§ **Material provided**

▽

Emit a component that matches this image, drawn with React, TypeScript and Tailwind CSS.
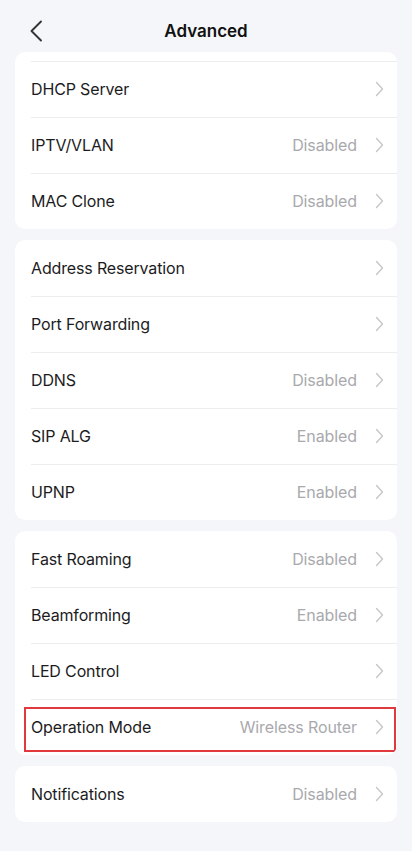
import React from "react";

type Row = { label: string; value?: string; highlight?: boolean };

const groups: Row[][] = [
  [
    { label: "DHCP Server" },
    { label: "IPTV/VLAN", value: "Disabled" },
    { label: "MAC Clone", value: "Disabled" },
  ],
  [
    { label: "Address Reservation" },
    { label: "Port Forwarding" },
    { label: "DDNS", value: "Disabled" },
    { label: "SIP ALG", value: "Enabled" },
    { label: "UPNP", value: "Enabled" },
  ],
  [
    { label: "Fast Roaming", value: "Disabled" },
    { label: "Beamforming", value: "Enabled" },
    { label: "LED Control" },
    { label: "Operation Mode", value: "Wireless Router", highlight: true },
  ],
  [{ label: "Notifications", value: "Disabled" }],
];

function Chevron() {
  return (
    <svg width="9" height="16" viewBox="0 0 9 16" fill="none" className="shrink-0">
      <path d="M1.5 1.5 L7.5 8 L1.5 14.5" stroke="#c7c7c9" strokeWidth="1.4" strokeLinecap="round" strokeLinejoin="round" />
    </svg>
  );
}

function ListRow({ row, border }: { row: Row; border: boolean }) {
  return (
    <div className="relative h-[56px] pl-[16px]">
      <div className={`h-full flex items-center pr-[13px] pb-[1px] ${border ? "border-t border-[#ededef]" : ""}`}>
        <span className="flex-1 text-[16px] text-[#1c1c1e] tracking-[-0.15px]">{row.label}</span>
        {row.value && <span className="text-[16px] text-[#a9a9ad] mr-[18px] tracking-[-0.1px]">{row.value}</span>}
        <Chevron />
      </div>
      {row.highlight && (
        <div className="absolute left-[9px] right-[1px] top-[8px] bottom-[3px] border-2 border-[#e0393e] pointer-events-none" />
      )}
    </div>
  );
}

export default function App() {
  return (
    <div className="min-h-[851px] w-[412px] bg-[#f5f6fa]" style={{ fontFamily: "Inter, 'Noto Sans', sans-serif" }}>
      <div className="h-[52px] flex items-center justify-center relative">
        <svg width="14" height="22" viewBox="0 0 14 22" fill="none" className="absolute left-[29px] top-[20px]">
          <path d="M12 1.5 L2.5 11 L12 20.5" stroke="#333333" strokeWidth="1.9" strokeLinecap="round" strokeLinejoin="round" />
        </svg>
        <span className="text-[17px] font-semibold text-[#111] mt-[12px]">Advanced</span>
      </div>
      <div className="flex flex-col gap-[11px] px-[15px]">
        {groups.map((g, gi) => (
          <div key={gi} className={`bg-white rounded-[10px] overflow-hidden ${gi === 0 ? "pt-[9px]" : ""}`}>
            {g.map((r, ri) => (
              <ListRow key={r.label} row={r} border={gi === 0 || ri > 0} />
            ))}
          </div>
        ))}
      </div>
    </div>
  );
}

△

§ **Required work**
Repeat the material above in full and exactly, omitting the pictures.

§ **Exercise solution**
Emit a component that matches this image, drawn with React, TypeScript and Tailwind CSS.
import React from "react";

type Row = { label: string; value?: string; highlight?: boolean };

const groups: Row[][] = [
  [
    { label: "DHCP Server" },
    { label: "IPTV/VLAN", value: "Disabled" },
    { label: "MAC Clone", value: "Disabled" },
  ],
  [
    { label: "Address Reservation" },
    { label: "Port Forwarding" },
    { label: "DDNS", value: "Disabled" },
    { label: "SIP ALG", value: "Enabled" },
    { label: "UPNP", value: "Enabled" },
  ],
  [
    { label: "Fast Roaming", value: "Disabled" },
    { label: "Beamforming", value: "Enabled" },
    { label: "LED Control" },
    { label: "Operation Mode", value: "Wireless Router", highlight: true },
  ],
  [{ label: "Notifications", value: "Disabled" }],
];

function Chevron() {
  return (
    <svg width="9" height="16" viewBox="0 0 9 16" fill="none" className="shrink-0">
      <path d="M1.5 1.5 L7.5 8 L1.5 14.5" stroke="#c7c7c9" strokeWidth="1.4" strokeLinecap="round" strokeLinejoin="round" />
    </svg>
  );
}

function ListRow({ row, border }: { row: Row; border: boolean }) {
  return (
    <div className="relative h-[56px] pl-[16px]">
      <div className={`h-full flex items-center pr-[13px] pb-[1px] ${border ? "border-t border-[#ededef]" : ""}`}>
        <span className="flex-1 text-[16px] text-[#1c1c1e] tracking-[-0.15px]">{row.label}</span>
        {row.value && <span className="text-[16px] text-[#a9a9ad] mr-[18px] tracking-[-0.1px]">{row.value}</span>}
        <Chevron />
      </div>
      {row.highlight && (
        <div className="absolute left-[9px] right-[1px] top-[8px] bottom-[3px] border-2 border-[#e0393e] pointer-events-none" />
      )}
    </div>
  );
}

export default function App() {
  return (
    <div className="min-h-[851px] w-[412px] bg-[#f5f6fa]" style={{ fontFamily: "Inter, 'Noto Sans', sans-serif" }}>
      <div className="h-[52px] flex items-center justify-center relative">
        <svg width="14" height="22" viewBox="0 0 14 22" fill="none" className="absolute left-[29px] top-[20px]">
          <path d="M12 1.5 L2.5 11 L12 20.5" stroke="#333333" strokeWidth="1.9" strokeLinecap="round" strokeLinejoin="round" />
        </svg>
        <span className="text-[17px] font-semibold text-[#111] mt-[12px]">Advanced</span>
      </div>
      <div className="flex flex-col gap-[11px] px-[15px]">
        {groups.map((g, gi) => (
          <div key={gi} className={`bg-white rounded-[10px] overflow-hidden ${gi === 0 ? "pt-[9px]" : ""}`}>
            {g.map((r, ri) => (
              <ListRow key={r.label} row={r} border={gi === 0 || ri > 0} />
            ))}
          </div>
        ))}
      </div>
    </div>
  );
}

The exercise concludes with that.